L’espace disponible influence grandement les conditions de confinement : possibilité d’avoir un espace “à soi” ou non, possibilité de “sortir” ou non (jardin, balcon, etc.), pièces séparées et espacées ou non, etc. Il est ainsi difficile de comparer les situations personnelles de part des conditions particulièrement différenciées et influençant ainsi les possibilités de continuités professionnelles, qu’elle soient scolaires ou qu’elles concernent le télé-travail par exemple.
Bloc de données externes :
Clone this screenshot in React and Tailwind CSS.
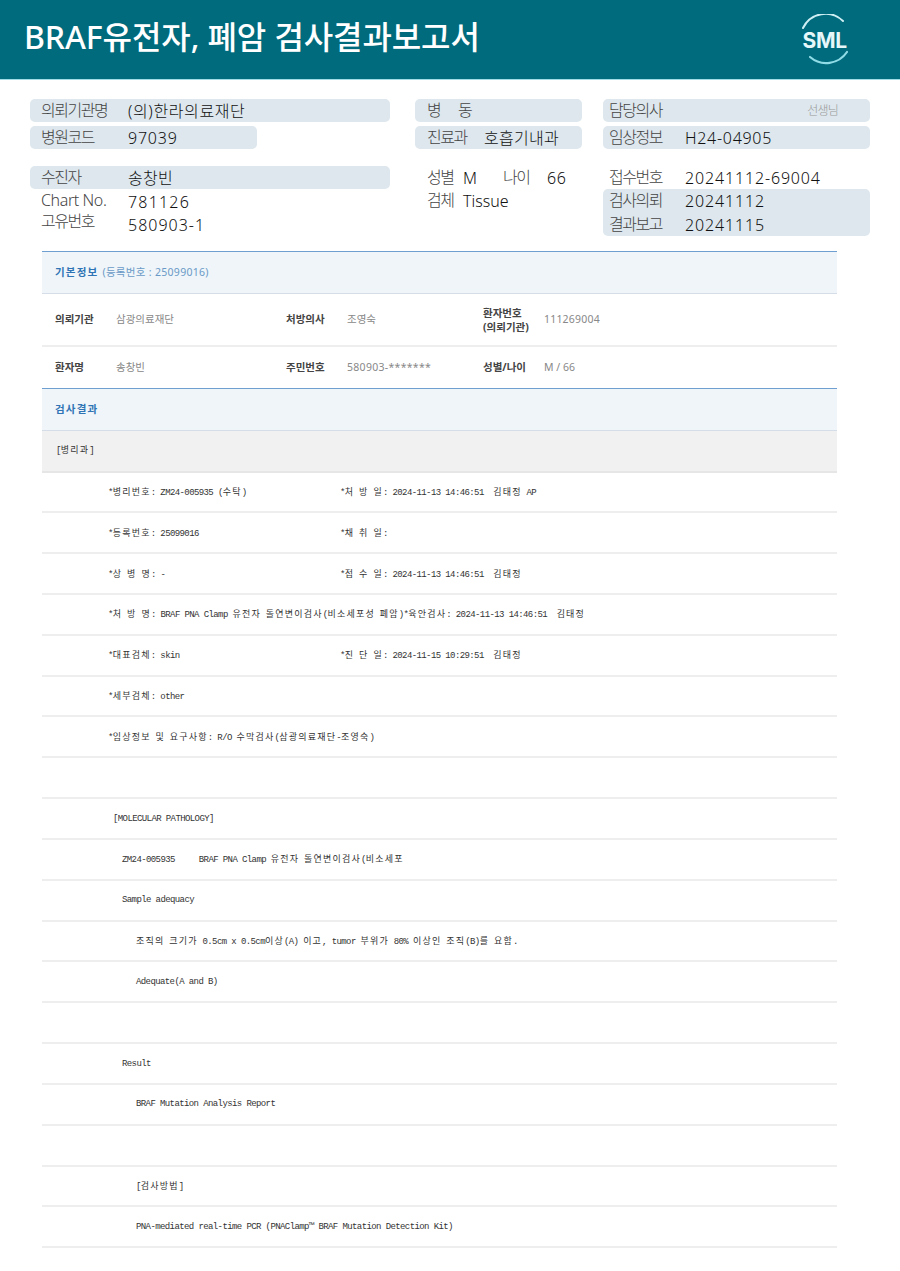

La situation extra-ordinaire invite donc à repenser les relations sociales et échanges selon de nouvelles modalités spatiales. Il y a donc une réelle géographie de l’internet et des réseaux sociaux à développer. Ces supports représentent à la fois les liens, les réseaux entre individus et les supports en tant qu’espace en eux-mêmes. Les questions géographiques relatives à Internet sont nombreuses : fracture (?) et inégalités numériques, espace d’éventuelles identités masquées ou transformées, espaces fonctionnels (l’aspect éducatif étant particulièrement mis en avant) et (ré)utilisations de ces “nouveaux espaces”.
Les processus de diffusion du virus est également analysable selon la géographie. En effet c’est d’abord en raison de la multiplicité et de la facilité des échanges, des déplacements tant matériels qu’humains à l’échelle internationale que l’évolution d’un virus local en pandémie peut être expliquée. L’analyse géographique des transports est ici primordiale.
Fermeture ou non des frontières ? Mutualisation des ressources ? Aides transnationales voire internationales ? Échelles de pouvoir et gouvernance ? Toutes ces questions, qui sont légitimes, se posent d’abord et avant tout en termes géographiques.
De la dimension corporelle à l’échelle internationale, le Covid-19 ne peut être analyser et compris de manière pertinente qu’en prenant en compte les processus et acteurs à différentes échelles. En effet, chaque dimension spatiale importe et apporte des éléments clés de lecture.
Les corps des individus sont les premiers à être impactés. Impactés physiquement et mentalement, impactés en termes de santé et de risques évidemment, mais également d’un point de vue social. Les contacts avec les proches ne sont plus directs mais uniquement possible avec une mise à distance, voire par écran interposé.
Les enjeux liés aux processus de gouvernance sont également multiscalaires, et ce, depuis le début de la crise. D’un point de vue médical, les dynamiques de pouvoir et d’influences se matérialisent par exemple par le Pr. Raoult qui à partir de son ancrage local à Marseille et en région PACA cherche à influer sur l’échelon national. D’un point de vue de la gestion politique, là encore, plusieurs échelons peuvent se superposer.
Aux décisions de l’Union Européenne (fermeture des frontières) s’ajoutent des décisions nationales (confinement strict jusqu’au 11 mai minimum en France) voire parfois des compléments plus locaux comme l’interdiction de la pratique sportive entre 10h et 18h à Paris.
Le crise liée au coronavirus (ou Covid-19) offre donc une fenêtre au monde pour davantage avoir recours à la géographie dans l’analyse des phénomènes sociaux.
Grégoire QUELAIN
Géographe féministe, spécialisé sur les questions de violences, de sexualités et de sport.